• _EXERCISE GOAL_: Filter the listing and keep only the lines with the word "index".

• _STORED DATA_:
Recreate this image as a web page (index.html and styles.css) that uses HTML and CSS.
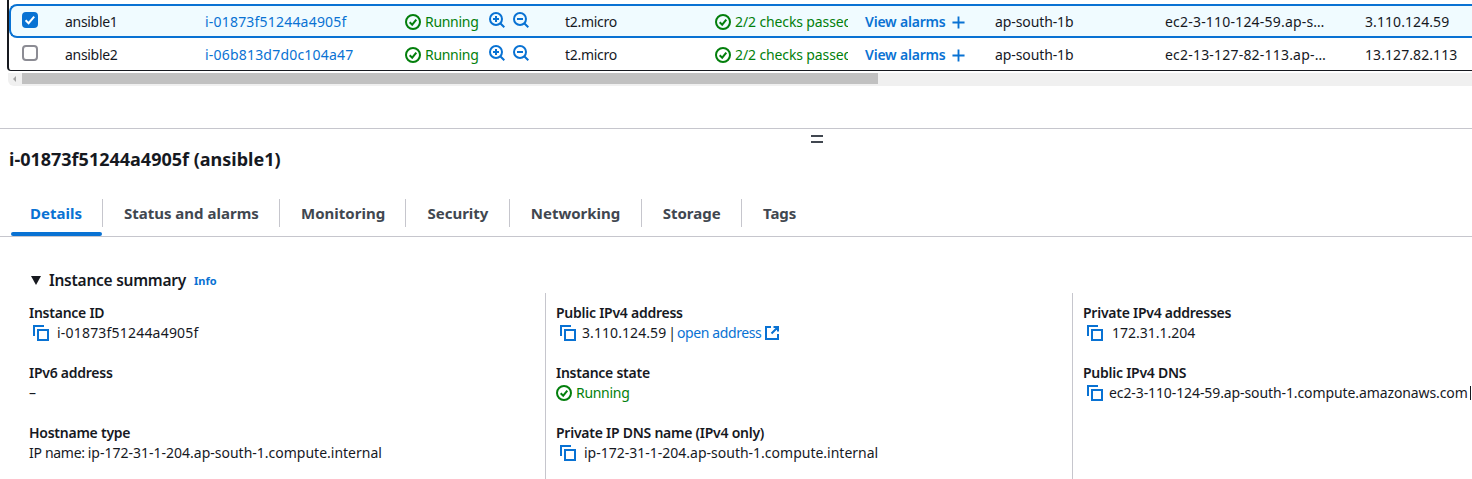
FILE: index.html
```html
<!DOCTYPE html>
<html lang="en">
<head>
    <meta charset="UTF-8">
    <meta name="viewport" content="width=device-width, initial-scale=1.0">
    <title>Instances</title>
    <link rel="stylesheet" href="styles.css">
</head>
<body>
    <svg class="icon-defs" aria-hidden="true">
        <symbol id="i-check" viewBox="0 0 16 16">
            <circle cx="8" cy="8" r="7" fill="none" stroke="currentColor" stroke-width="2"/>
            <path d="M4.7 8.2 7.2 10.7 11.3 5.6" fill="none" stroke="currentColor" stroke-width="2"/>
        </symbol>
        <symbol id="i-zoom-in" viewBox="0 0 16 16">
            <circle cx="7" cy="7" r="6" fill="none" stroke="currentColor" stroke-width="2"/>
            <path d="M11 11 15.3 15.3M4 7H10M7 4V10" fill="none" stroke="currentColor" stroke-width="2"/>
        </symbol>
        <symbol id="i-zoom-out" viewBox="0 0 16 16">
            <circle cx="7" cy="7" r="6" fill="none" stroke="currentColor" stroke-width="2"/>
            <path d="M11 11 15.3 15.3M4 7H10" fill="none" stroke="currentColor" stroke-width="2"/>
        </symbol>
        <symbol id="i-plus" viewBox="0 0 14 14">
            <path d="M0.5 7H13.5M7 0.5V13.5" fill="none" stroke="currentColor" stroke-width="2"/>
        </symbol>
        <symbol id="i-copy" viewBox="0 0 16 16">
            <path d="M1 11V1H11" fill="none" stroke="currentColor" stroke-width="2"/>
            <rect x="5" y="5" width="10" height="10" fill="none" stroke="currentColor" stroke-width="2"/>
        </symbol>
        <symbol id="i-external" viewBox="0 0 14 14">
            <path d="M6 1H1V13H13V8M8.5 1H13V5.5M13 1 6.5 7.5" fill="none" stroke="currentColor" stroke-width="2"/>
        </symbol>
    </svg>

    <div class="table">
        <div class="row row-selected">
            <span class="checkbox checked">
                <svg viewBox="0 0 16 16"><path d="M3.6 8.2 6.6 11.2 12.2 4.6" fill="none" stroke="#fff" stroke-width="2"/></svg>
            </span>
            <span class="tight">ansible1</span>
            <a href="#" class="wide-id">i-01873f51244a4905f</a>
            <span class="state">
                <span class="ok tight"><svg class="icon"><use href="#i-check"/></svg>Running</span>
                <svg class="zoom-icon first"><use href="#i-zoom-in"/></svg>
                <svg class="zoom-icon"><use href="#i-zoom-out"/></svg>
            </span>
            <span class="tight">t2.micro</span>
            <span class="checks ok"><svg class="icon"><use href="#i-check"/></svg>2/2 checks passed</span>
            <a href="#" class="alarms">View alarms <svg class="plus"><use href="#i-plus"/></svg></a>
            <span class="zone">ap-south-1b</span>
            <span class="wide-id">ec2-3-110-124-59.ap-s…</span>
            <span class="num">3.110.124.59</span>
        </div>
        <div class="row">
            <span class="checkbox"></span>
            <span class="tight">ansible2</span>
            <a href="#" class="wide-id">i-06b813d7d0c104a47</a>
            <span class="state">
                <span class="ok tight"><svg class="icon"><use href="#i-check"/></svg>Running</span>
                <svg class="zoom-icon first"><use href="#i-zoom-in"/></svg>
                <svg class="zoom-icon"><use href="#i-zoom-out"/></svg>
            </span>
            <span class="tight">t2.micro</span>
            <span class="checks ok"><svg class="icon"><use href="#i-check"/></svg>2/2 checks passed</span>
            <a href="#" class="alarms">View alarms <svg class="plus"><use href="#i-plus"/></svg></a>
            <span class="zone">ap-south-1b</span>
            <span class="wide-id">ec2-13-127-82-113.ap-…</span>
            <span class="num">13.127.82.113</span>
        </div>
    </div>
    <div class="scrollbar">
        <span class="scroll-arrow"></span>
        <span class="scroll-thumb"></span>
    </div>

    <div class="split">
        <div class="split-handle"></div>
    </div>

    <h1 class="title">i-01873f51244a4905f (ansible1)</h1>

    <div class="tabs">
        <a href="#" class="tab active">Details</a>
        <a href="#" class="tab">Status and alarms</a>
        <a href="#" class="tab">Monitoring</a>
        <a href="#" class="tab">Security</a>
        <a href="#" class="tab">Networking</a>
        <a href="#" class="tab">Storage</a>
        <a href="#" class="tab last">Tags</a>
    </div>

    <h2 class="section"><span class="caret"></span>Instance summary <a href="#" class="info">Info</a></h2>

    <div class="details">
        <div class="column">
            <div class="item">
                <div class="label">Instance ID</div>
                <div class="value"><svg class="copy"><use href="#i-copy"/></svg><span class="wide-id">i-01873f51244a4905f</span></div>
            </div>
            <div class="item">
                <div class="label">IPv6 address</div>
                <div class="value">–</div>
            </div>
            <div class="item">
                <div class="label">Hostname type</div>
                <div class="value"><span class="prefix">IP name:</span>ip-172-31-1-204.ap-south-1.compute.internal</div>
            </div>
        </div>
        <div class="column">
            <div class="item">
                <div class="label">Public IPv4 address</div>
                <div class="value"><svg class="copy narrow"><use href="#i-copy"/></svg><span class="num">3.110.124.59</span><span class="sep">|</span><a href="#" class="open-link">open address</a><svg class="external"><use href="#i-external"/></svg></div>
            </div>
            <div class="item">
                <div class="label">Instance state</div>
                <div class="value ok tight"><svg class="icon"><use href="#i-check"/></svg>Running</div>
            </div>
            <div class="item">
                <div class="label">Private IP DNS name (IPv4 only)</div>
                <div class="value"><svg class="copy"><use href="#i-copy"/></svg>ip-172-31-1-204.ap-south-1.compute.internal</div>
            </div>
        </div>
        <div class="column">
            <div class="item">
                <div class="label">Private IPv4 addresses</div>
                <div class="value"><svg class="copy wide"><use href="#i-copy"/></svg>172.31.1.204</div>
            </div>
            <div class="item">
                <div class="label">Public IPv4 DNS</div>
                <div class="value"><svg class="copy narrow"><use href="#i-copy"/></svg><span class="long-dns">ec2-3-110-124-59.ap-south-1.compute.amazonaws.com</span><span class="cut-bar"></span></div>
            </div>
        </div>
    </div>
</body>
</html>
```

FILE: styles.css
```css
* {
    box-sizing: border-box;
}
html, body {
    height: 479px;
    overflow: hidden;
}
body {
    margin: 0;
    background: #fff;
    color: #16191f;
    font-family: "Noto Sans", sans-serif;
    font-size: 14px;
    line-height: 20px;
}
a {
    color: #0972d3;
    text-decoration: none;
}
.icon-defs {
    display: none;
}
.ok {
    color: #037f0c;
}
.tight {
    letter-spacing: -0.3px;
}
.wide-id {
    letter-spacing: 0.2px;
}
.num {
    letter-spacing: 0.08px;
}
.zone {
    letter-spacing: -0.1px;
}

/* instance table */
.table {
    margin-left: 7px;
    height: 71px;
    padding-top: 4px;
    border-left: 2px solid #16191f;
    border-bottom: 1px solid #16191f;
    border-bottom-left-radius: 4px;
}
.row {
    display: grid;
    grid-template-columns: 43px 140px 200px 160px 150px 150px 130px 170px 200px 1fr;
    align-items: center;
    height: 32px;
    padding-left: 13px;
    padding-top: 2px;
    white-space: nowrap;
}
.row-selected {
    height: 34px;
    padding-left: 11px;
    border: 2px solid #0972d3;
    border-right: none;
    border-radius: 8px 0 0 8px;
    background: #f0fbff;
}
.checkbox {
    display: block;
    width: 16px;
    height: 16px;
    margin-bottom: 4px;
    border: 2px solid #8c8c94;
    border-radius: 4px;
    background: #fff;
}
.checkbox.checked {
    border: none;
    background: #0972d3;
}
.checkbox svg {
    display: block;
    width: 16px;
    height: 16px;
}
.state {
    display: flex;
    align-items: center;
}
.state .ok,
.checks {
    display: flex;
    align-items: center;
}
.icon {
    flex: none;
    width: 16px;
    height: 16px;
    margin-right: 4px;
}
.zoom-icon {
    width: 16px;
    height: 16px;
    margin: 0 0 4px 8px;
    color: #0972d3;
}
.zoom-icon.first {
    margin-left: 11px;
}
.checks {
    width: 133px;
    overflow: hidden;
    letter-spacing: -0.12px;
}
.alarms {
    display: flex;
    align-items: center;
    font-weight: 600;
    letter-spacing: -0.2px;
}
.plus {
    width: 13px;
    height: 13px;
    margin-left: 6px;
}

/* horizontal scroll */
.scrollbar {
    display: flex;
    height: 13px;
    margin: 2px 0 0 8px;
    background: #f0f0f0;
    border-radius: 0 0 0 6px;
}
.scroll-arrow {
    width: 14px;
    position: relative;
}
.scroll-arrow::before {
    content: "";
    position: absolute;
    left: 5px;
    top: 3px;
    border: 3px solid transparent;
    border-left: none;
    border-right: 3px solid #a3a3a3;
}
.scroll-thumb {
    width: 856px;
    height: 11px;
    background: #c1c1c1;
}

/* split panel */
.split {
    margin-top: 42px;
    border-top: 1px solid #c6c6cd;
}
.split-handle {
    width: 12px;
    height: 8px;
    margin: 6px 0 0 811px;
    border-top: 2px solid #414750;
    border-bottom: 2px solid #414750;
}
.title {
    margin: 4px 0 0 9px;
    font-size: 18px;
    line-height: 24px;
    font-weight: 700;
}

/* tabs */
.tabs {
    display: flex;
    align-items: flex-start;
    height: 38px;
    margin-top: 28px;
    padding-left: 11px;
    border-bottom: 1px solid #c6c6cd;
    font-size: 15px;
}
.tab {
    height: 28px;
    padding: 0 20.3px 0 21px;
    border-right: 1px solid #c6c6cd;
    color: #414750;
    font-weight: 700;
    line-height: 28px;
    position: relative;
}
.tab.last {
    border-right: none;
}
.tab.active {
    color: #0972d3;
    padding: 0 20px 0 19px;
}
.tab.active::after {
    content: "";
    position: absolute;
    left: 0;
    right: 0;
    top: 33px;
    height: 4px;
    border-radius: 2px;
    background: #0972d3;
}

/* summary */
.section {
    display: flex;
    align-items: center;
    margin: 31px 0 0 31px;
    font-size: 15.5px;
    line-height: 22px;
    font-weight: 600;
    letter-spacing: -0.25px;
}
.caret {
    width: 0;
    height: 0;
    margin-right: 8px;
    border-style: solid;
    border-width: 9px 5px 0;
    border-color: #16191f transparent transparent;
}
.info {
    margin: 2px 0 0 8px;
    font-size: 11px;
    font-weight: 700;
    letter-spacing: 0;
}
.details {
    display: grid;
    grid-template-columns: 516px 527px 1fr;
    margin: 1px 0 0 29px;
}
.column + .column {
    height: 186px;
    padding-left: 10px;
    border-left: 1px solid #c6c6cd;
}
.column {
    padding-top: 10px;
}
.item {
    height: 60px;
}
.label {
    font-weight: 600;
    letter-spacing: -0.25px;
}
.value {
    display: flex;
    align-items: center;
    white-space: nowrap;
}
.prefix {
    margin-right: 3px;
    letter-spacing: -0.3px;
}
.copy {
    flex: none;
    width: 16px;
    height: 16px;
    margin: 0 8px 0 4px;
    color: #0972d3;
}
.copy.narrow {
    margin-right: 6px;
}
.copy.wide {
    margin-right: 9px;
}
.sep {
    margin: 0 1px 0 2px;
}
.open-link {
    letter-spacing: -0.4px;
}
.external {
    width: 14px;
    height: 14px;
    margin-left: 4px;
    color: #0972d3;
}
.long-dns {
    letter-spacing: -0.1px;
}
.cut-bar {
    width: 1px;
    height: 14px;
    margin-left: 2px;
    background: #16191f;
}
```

• _FINAL RESULT_:
Recreate this image as a web page (index.html and styles.css) that uses HTML and CSS.
FILE: index.html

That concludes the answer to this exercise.